Similar to what I said above. I use my works to deal with problems I cannot find solutions for the words in my head. I use them as ‘thinking periods’ in which I do not have to formulate my thoughts. Sometimes I walk away with new insights, sometimes I don’t. I keep my works, be it video, text, or painting, recognizable enough to trigger associations in each viewer. My aim is that they will then take their own conclusions. Often hearing these helps me a lot in continuing my work. It is a steady exchange. That is what I hope for.

Your practice spans various mediums, including video, drawing, performance, and installation. How do you decide which medium to use for a particular project, and how does your creative process differ across these different forms of expression?

I actually really focused in the past 5 years. Before that, it was much more difficult to say what I’m doing. The drawing became prominent again in an attempt in 2018 to push everything out through one vessel. In a way, I imagined it like a Trojan horse I would ride into the gallery world, that at a certain point a lot of video and audio pieces would jump out of. Something that is still in the cards. Discovering oil diluted this plan. There is so much to learn there. It has been such a joy to discover this medium, that I am still resting in its haven. Eventually, I think it does not matter much in which medium an idea is expressed; there are ways to find the right tone in all of them.
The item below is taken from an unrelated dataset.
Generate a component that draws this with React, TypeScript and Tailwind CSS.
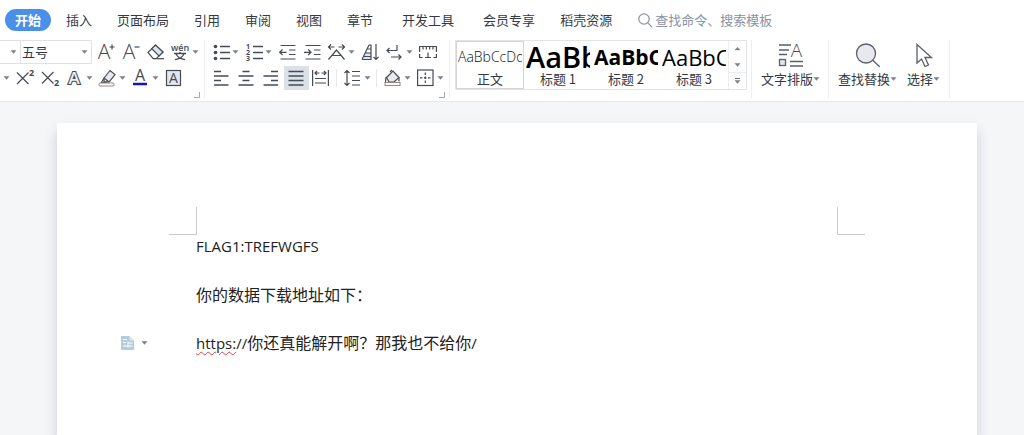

It is just important to be very aware of the medium one speaks in. Every medium comes with its own connotations.

And the last question: Amsterdam has been your home and base for your artistic pursuits. How has this city’s environment and culture influenced your work, and how do you see your relationship with Amsterdam shaping your artistic future?

Amsterdam is a small city with the flair of a bigger place. I like that I could potentially walk anywhere. I have a good network of friends and feel at home here. Also, my daughter grows up in this place. That is the most important. Otherwise, I could see myself exploring different places too. Everyone has to play the cards they are dealt.